In the history of the Church there have been many formally recognized Saints. To consider just one group: the martyrs alone number in the many millions. And while many Saints are commemorated in the Martyrology, only one or two at the most are usually formally commemorated on the Church calendar each day. Among these select few there are only thirty-three who have been raised up by the Church as Doctors of the Church. And Saint Bernard is one of these, but he falls into another category even more elite than this incredible group of men and women.
Why then is he still so beloved to this day, not just in France, but throughout the world? It is because he is among a small handful of saints who were called by God to change the course of history by being His most powerful instrument. The first and greatest of these was our Lady who assenting to become the Mother of God most pronouncedly changed the course of history. The other most notable example is that great Dominican Saint Vincent Ferrer who literally averted the end of the world in the later 14th and early 15th centuries.
If it were not for the work of Bernard two centuries earlier, however, the order that Saint Vincent belonged to may never have even existed. As with many great saints Bernard has been given special titles, but whereas most only receive one or two he has been given five and is known as: “The Mellifluous Doctor”, the “Oracle of the Twelfth Century”, the “Thaumaturgus of the West”, the “Arbiter of Christendom”, and the “The Last of the Fathers”.
It is even said that he “carried the twelfth century on his shoulders.” And it was a heavy burden indeed for the time in which he lived in the Church in Western Europe was in a terrible state. A fellow Doctor of the Church and son of Saint Benedict: Saint Peter Damian, who labored in the previous century said this in a letter to his fellow Cardinals:
“In the ecclesiastical order, discipline is neglected almost everywhere; due reverence is not given to priests; canonical sanctions are trodden underfoot; and the work of God is done only for temporal gain. Where are robberies lacking, where thefts, where false oaths, where sinful allurements? Who fears sacrilege? In fact, who has a horror of even the most atrocious crimes?” (Letter 51-52, written to the Cardinals of the Church)

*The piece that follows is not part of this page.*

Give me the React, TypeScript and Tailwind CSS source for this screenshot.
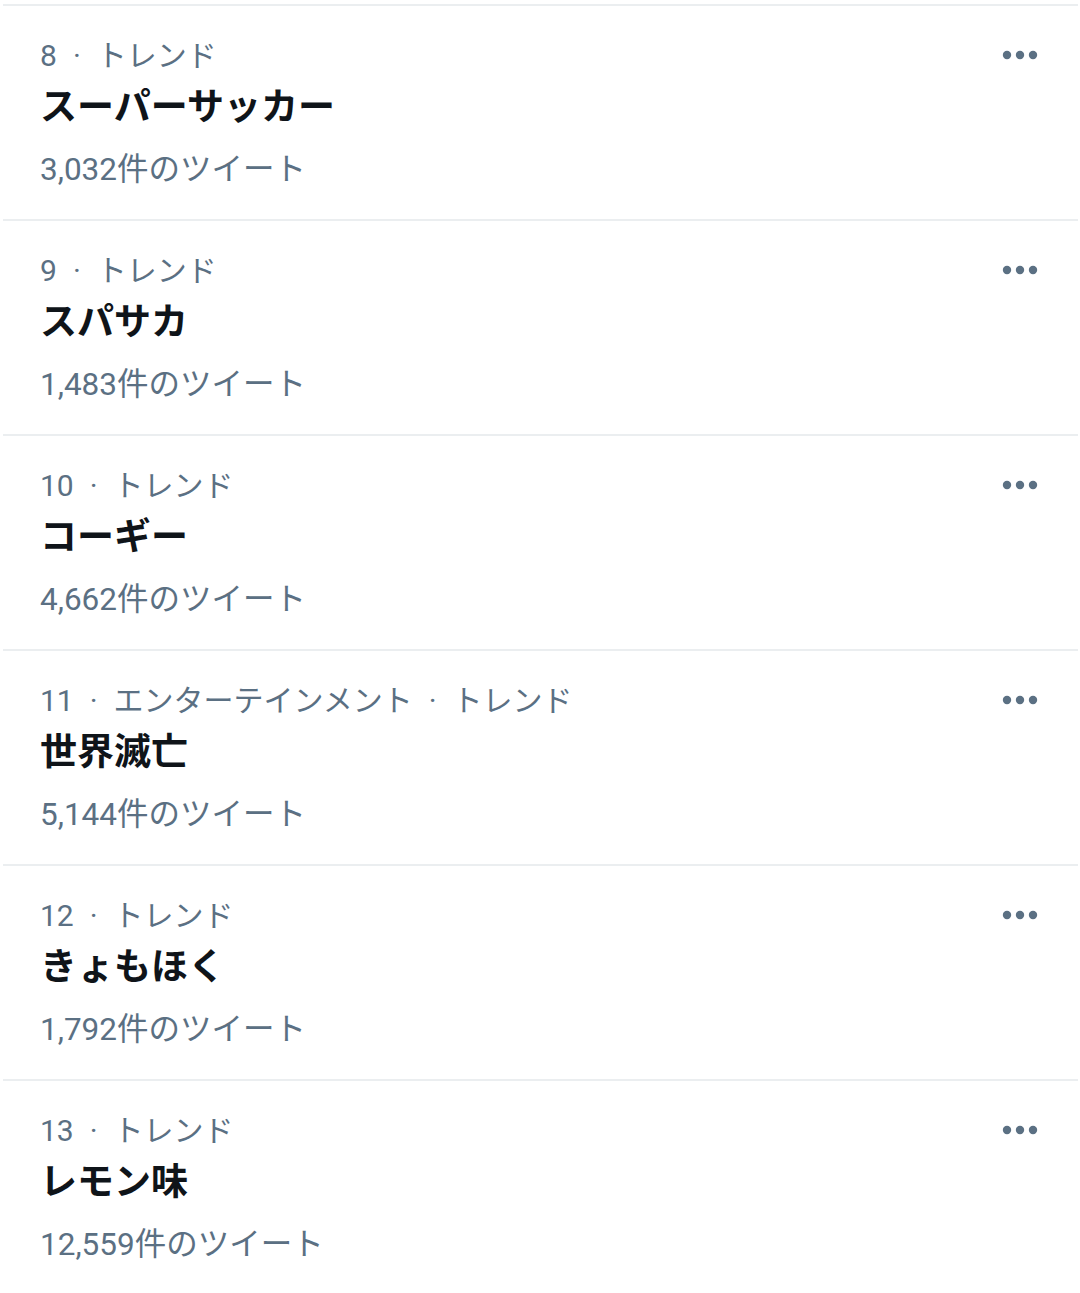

Bernard would lead a restoration of the Church through a restoration of the monastic life. He would join and then cause to flourish a new foundation of reformed Benedictines at Citeaux who we know now as the Cistercians.

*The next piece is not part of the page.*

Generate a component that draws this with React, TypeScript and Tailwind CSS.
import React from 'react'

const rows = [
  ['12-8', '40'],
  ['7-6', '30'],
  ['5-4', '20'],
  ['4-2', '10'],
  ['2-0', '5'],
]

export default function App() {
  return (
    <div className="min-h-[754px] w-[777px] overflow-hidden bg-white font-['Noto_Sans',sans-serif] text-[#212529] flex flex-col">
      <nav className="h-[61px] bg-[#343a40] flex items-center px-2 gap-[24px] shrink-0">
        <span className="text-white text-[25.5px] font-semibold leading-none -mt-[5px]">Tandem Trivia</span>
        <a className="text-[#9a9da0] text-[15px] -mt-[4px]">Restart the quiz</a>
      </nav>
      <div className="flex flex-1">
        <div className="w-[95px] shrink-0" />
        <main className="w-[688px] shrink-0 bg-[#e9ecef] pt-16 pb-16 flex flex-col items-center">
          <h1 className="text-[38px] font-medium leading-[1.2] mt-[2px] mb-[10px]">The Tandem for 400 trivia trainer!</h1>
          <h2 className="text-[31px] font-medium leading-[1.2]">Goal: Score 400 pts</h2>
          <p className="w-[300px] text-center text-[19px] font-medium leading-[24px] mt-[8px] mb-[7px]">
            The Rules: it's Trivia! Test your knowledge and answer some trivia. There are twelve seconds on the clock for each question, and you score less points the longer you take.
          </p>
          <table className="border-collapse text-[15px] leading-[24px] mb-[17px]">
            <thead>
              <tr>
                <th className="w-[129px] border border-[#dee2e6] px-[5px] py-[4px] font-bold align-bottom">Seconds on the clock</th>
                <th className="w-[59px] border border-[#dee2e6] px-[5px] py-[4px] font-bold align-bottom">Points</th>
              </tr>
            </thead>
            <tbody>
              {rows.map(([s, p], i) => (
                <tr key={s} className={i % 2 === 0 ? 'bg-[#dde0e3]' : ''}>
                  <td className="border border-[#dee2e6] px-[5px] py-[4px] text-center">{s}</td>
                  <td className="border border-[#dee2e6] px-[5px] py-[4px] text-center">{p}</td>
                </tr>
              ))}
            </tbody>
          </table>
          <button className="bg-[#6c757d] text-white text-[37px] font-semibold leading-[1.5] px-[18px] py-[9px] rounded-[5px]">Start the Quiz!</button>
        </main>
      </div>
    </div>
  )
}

The order had been established in 1098 to restore Benedictine monasticism it’s primitive observance. Bernard entered at Citeaux in 1112, and not long after he was send to make a new foundation at Clairvaux where he would be the abbot. The monastery flourished under his leadership and by just 1118 Clairvaux was able to found its first daughter house. Bernard would go on to found a total of 70 Cistercian monasteries, which in turn founded another 100 monasteries just in Bernard’s lifetime.

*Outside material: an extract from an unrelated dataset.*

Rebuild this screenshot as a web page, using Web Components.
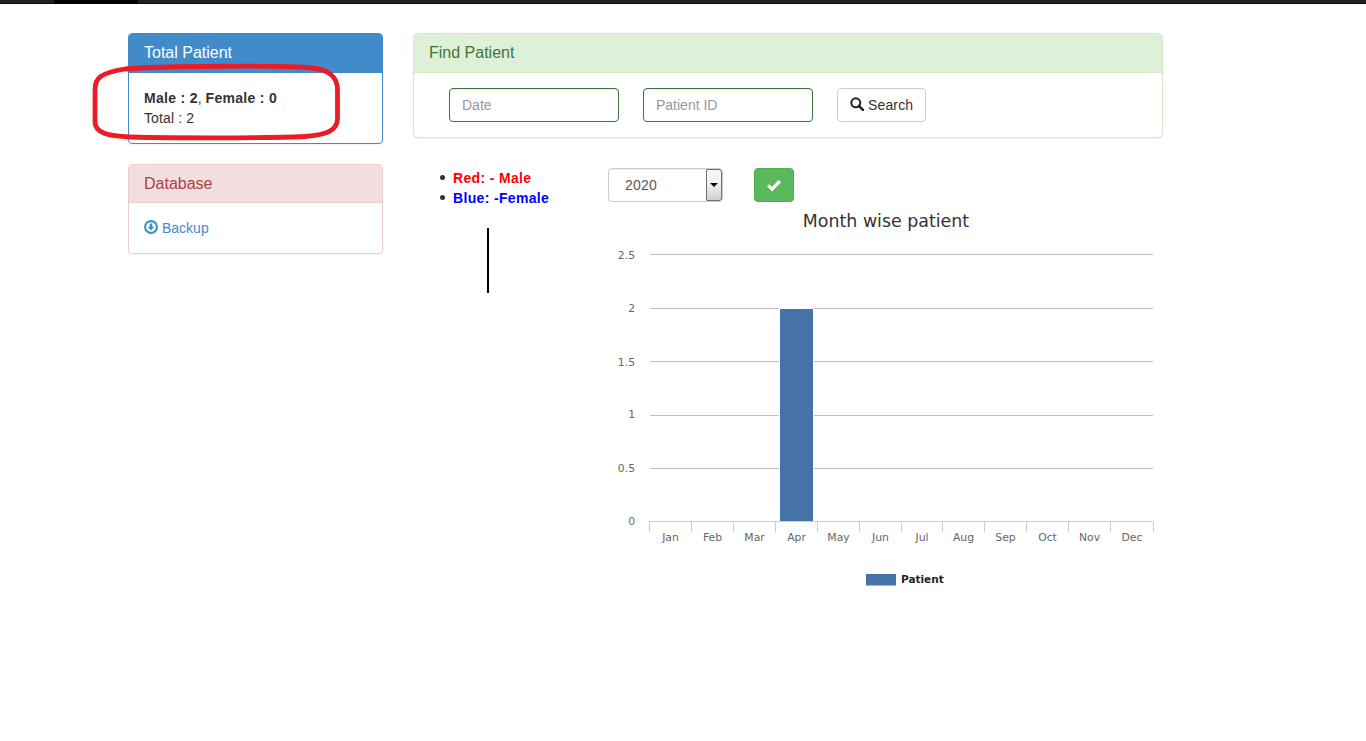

One of the most amazing aspects of Bernard’s story is that nearly his entire family has been canonized. His Father: Venerable Tescelin the Tawny, Lord of Fontaine and Counsellor to the Duke of Burgundy would eventually place himself under the authority of his own son by becoming humble novice in Bernard’s Monastery. Bernard’s Mother, Blessed Alice of Montbar, was the grand matron who gave birth to and raised a family of Saints. All told they are now: Blessed Guy, Blessed Giles, Saint Bernard, Blessed Humbeline, Blessed Andrew, Blessed Bartholomew, and the baby of the family, Blessed Nivard. All the children — even the married son, Guy — entered religious life. The men all joined Bernard at Citeaux, several of them even joining at the same time as him and nearly 40 or so others who Bernard had convinced to join him as he entered! His sister Humbeline join a Benedictine monastery as the female Cistercian reform had not yet begun. Even his sister-in-law Elizabeth and his niece Adeline, entered religion and became blesseds, and it was Blessed Adeline who began the work of the Cistercian reform of nuns. The entire store of this wonderful family can be read in the wonderful book: “The Family That Overtook Christ” by Father M. Raymond (O.C.S.O.), for which he also wrote essentially a prequel which contains the story of the founding of Citeaux, also a fantastic book, called: “Three Religious Rebels“.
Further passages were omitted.